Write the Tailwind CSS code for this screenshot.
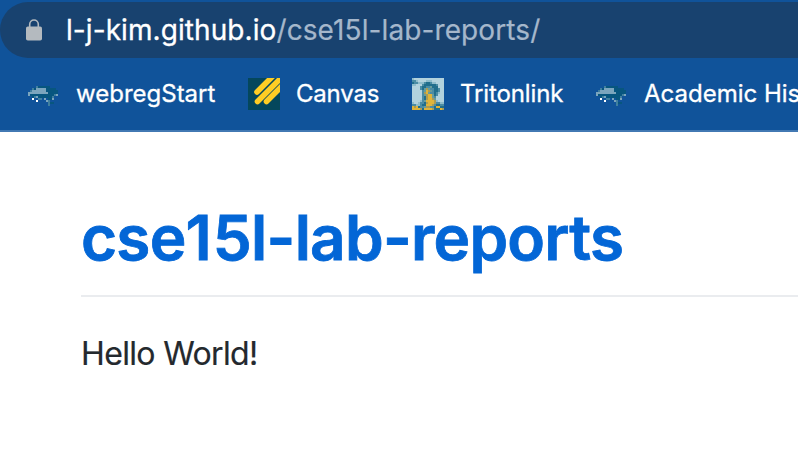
<!DOCTYPE html>
<html lang="en">
<head>
<meta charset="utf-8">
<title>cse15l-lab-reports</title>
<script src="https://cdn.jsdelivr.net/npm/@tailwindcss/browser@4"></script>
</head>
<body class="w-[798px] h-[472px] overflow-hidden bg-white font-['Inter',sans-serif]">
<header class="h-[132px] bg-[#10539a] border-b-2 border-[#4279b3] pt-0.5 overflow-hidden">
  <div class="h-14 w-[900px] bg-[#18426f] rounded-l-full flex items-center whitespace-nowrap">
    <svg class="ml-[26px] w-4 h-[22px] shrink-0" viewBox="0 0 16 22"><path d="M3.7 9V5.3a4.3 4.3 0 0 1 8.6 0V9" fill="none" stroke="#b4babf" stroke-width="1.6"/><rect y="7.5" width="16" height="14" rx="1.8" fill="#b4babf"/></svg>
    <div class="ml-6 text-[28px] leading-[34px] text-[#a5b7cb]"><span class="text-white tracking-[0.08px] [-webkit-text-stroke:0.3px_white]">l-j-kim.github.io</span><span class="tracking-[0.1px] [-webkit-text-stroke:0.2px_#a5b7cb]">/cse15l-lab-reports/</span></div>
  </div>
  <nav class="h-[72px] flex items-center pl-7 w-[1000px] text-white text-[24px] leading-8 whitespace-nowrap [-webkit-text-stroke:0.3px_white]">
    <svg data-icon="fish" class="size-8 shrink-0" viewBox="0 0 16 16" shape-rendering="crispEdges" stroke-width="0"></svg>
    <span class="ml-4 w-[172px]"><span>webregStart</span></span>
    <svg class="size-8 shrink-0" viewBox="0 0 32 32"><path fill="#04475c" stroke="none" d="M0 0h32v32H0z"/><path d="M9 14 25-2M9.5 23.5 34-1M18.5 23.5 35 7" fill="none" stroke="#ffcd24" stroke-width="5.6" stroke-linecap="round"/></svg>
    <span class="ml-4 w-[116px] tracking-[-0.2px]"><span>Canvas</span></span>
    <svg data-icon="triton" class="size-8 shrink-0" viewBox="0 0 16 16" shape-rendering="crispEdges" stroke-width="0"></svg>
    <span class="ml-4 w-[136px] tracking-[-0.12px]"><span>Tritonlink</span></span>
    <svg data-icon="fish" class="size-8 shrink-0" viewBox="0 0 16 16" shape-rendering="crispEdges" stroke-width="0"></svg>
    <span class="ml-4"><span>Academic His</span></span>
  </nav>
</header>
<main class="pl-[81px] pt-16 text-[#24292e]">
  <h1 class="h-[101px] border-b-2 border-[#eaecef] pt-[2px] text-[62px] leading-[80px] font-semibold tracking-[-0.75px] text-[#0366d6] [-webkit-text-stroke:0.8px_#0366d6] whitespace-nowrap"><a>cse<span class="tracking-[1px]">1</span>5l-lab-reports</a></h1>
  <p class="mt-[33px] text-[32px] leading-[48px] tracking-[-0.65px] [-webkit-text-stroke:0.2px_#24292e]"><span>Hello World!</span></p>
</main>
<script>
const palette = {d:'#07567f', l:'#7ba5bd', m:'#3f7f9f', w:'#ffffff', b:'#b2d2dd', c:'#8fbccb', t:'#4a8ca4', n:'#216e8c', y:'#dfb43a', o:'#a99b55', g:'#699c9b'};
const icons = {
  fish: ['','','','','....mdddddd.....','..mdlllllddddd..','.mllllllldddddd.','llllllllllddddd.','lddddddddddddml.','..dmldddddddm...','..w..mm.l.ddl...','....w....lm.....','..........mdd...','..........m.....'],
  triton: ['cbbbbbbbbbbbbbbb','ttcbbbbcccbbbbbb','nttccctnntccbbbb','ccbbbtnnnnnntbbb','bbbbtnnttgnnnbbb','bbbbtngogttnntbb','bbbbbtgyogtnntbb','bbbbbtoygttntcbb','bbbbbtgoyygntbbb','bbbbbtnoyygtbbbb','bbbbbtnoyyogbbbb','bbbbctgyyyyocbbb','cbbcttnoyyyottcc','ttcctnnyyyotnntt','yoynttgoottnyynn','yyyyonyyyyonnnyo']
};
document.querySelectorAll('[data-icon]').forEach(svg => {
  icons[svg.dataset.icon].forEach((row, y) => [...row].forEach((k, x) => {
    if (!palette[k]) return;
    const r = document.createElementNS('http://www.w3.org/2000/svg', 'rect');
    for (const [a, v] of Object.entries({x, y, width: 1, height: 1, fill: palette[k]})) r.setAttribute(a, v);
    svg.append(r);
  }));
});
</script>
</body>
</html>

☆ ☆ ☆

• [Work to be completed]
Retype the whole listing, keeping every line identical and omitting all pictures.

• [Response to this task]
Write the Tailwind CSS code for this screenshot.
<!DOCTYPE html>
<html lang="en">
<head>
<meta charset="utf-8">
<title>cse15l-lab-reports</title>
<script src="https://cdn.jsdelivr.net/npm/@tailwindcss/browser@4"></script>
</head>
<body class="w-[798px] h-[472px] overflow-hidden bg-white font-['Inter',sans-serif]">
<header class="h-[132px] bg-[#10539a] border-b-2 border-[#4279b3] pt-0.5 overflow-hidden">
  <div class="h-14 w-[900px] bg-[#18426f] rounded-l-full flex items-center whitespace-nowrap">
    <svg class="ml-[26px] w-4 h-[22px] shrink-0" viewBox="0 0 16 22"><path d="M3.7 9V5.3a4.3 4.3 0 0 1 8.6 0V9" fill="none" stroke="#b4babf" stroke-width="1.6"/><rect y="7.5" width="16" height="14" rx="1.8" fill="#b4babf"/></svg>
    <div class="ml-6 text-[28px] leading-[34px] text-[#a5b7cb]"><span class="text-white tracking-[0.08px] [-webkit-text-stroke:0.3px_white]">l-j-kim.github.io</span><span class="tracking-[0.1px] [-webkit-text-stroke:0.2px_#a5b7cb]">/cse15l-lab-reports/</span></div>
  </div>
  <nav class="h-[72px] flex items-center pl-7 w-[1000px] text-white text-[24px] leading-8 whitespace-nowrap [-webkit-text-stroke:0.3px_white]">
    <svg data-icon="fish" class="size-8 shrink-0" viewBox="0 0 16 16" shape-rendering="crispEdges" stroke-width="0"></svg>
    <span class="ml-4 w-[172px]"><span>webregStart</span></span>
    <svg class="size-8 shrink-0" viewBox="0 0 32 32"><path fill="#04475c" stroke="none" d="M0 0h32v32H0z"/><path d="M9 14 25-2M9.5 23.5 34-1M18.5 23.5 35 7" fill="none" stroke="#ffcd24" stroke-width="5.6" stroke-linecap="round"/></svg>
    <span class="ml-4 w-[116px] tracking-[-0.2px]"><span>Canvas</span></span>
    <svg data-icon="triton" class="size-8 shrink-0" viewBox="0 0 16 16" shape-rendering="crispEdges" stroke-width="0"></svg>
    <span class="ml-4 w-[136px] tracking-[-0.12px]"><span>Tritonlink</span></span>
    <svg data-icon="fish" class="size-8 shrink-0" viewBox="0 0 16 16" shape-rendering="crispEdges" stroke-width="0"></svg>
    <span class="ml-4"><span>Academic His</span></span>
  </nav>
</header>
<main class="pl-[81px] pt-16 text-[#24292e]">
  <h1 class="h-[101px] border-b-2 border-[#eaecef] pt-[2px] text-[62px] leading-[80px] font-semibold tracking-[-0.75px] text-[#0366d6] [-webkit-text-stroke:0.8px_#0366d6] whitespace-nowrap"><a>cse<span class="tracking-[1px]">1</span>5l-lab-reports</a></h1>
  <p class="mt-[33px] text-[32px] leading-[48px] tracking-[-0.65px] [-webkit-text-stroke:0.2px_#24292e]"><span>Hello World!</span></p>
</main>
<script>
const palette = {d:'#07567f', l:'#7ba5bd', m:'#3f7f9f', w:'#ffffff', b:'#b2d2dd', c:'#8fbccb', t:'#4a8ca4', n:'#216e8c', y:'#dfb43a', o:'#a99b55', g:'#699c9b'};
const icons = {
  fish: ['','','','','....mdddddd.....','..mdlllllddddd..','.mllllllldddddd.','llllllllllddddd.','lddddddddddddml.','..dmldddddddm...','..w..mm.l.ddl...','....w....lm.....','..........mdd...','..........m.....'],
  triton: ['cbbbbbbbbbbbbbbb','ttcbbbbcccbbbbbb','nttccctnntccbbbb','ccbbbtnnnnnntbbb','bbbbtnnttgnnnbbb','bbbbtngogttnntbb','bbbbbtgyogtnntbb','bbbbbtoygttntcbb','bbbbbtgoyygntbbb','bbbbbtnoyygtbbbb','bbbbbtnoyyogbbbb','bbbbctgyyyyocbbb','cbbcttnoyyyottcc','ttcctnnyyyotnntt','yoynttgoottnyynn','yyyyonyyyyonnnyo']
};
document.querySelectorAll('[data-icon]').forEach(svg => {
  icons[svg.dataset.icon].forEach((row, y) => [...row].forEach((k, x) => {
    if (!palette[k]) return;
    const r = document.createElementNS('http://www.w3.org/2000/svg', 'rect');
    for (const [a, v] of Object.entries({x, y, width: 1, height: 1, fill: palette[k]})) r.setAttribute(a, v);
    svg.append(r);
  }));
});
</script>
</body>
</html>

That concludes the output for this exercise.